Oireachtas Joint and Select Committees

Thursday, 24 November 2016

Joint Oireachtas Committee on Health

Legalisation of Medicinal Cannabis: Discussion

9:00 am

Dr. Colin Doherty:

I do not want proceedings to close without a discussion on cost. Within the structures of what we are reviewing here, we will have no capability of jurisdiction for stating that this drug should be made available under the long-term illness scheme, which is the main reimbursement scheme for anti-epileptic drugs. People also get it on the medical card, but as there is a charge per medication there, most people choose to get their medicines under the long-term illness scheme. Getting a drug designated for treatment on the LTI scheme is completely separate and is just not covered by this review. We could recommend it, but it would not necessarily move the situation along.

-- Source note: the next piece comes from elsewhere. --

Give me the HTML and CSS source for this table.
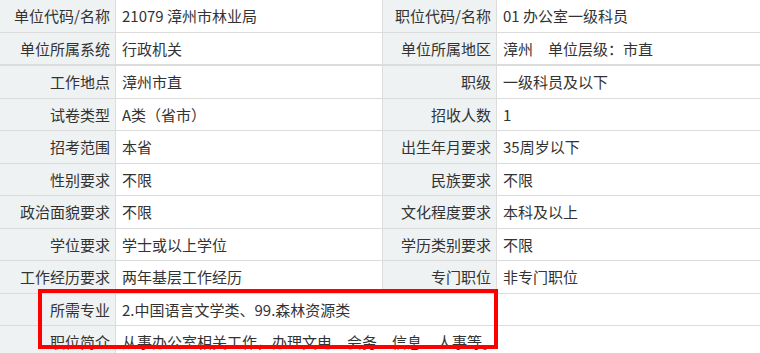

Cost will be a big issue in this. Certain families accessing the high-CPD versions, as Ms Vera Twomey is, have stopped using it because they cannot afford to continue to pay for it. This meeting should not close without an acknowledgement that the cost issue will be significant and just because there is a recommendation on an individual patient basis that a patient should get it, it is not automatic that the HSE will pay for it.

There is a whole process to get a drug listed on the long-term illness scheme. That sometimes can apply even to established drugs that we use. We sometimes use vitamin supplementation for patients with epilepsy and we have trouble getting the Government to reimburse those because it is not defined as an anti-epileptic drug. I do not think there is an answer to that question.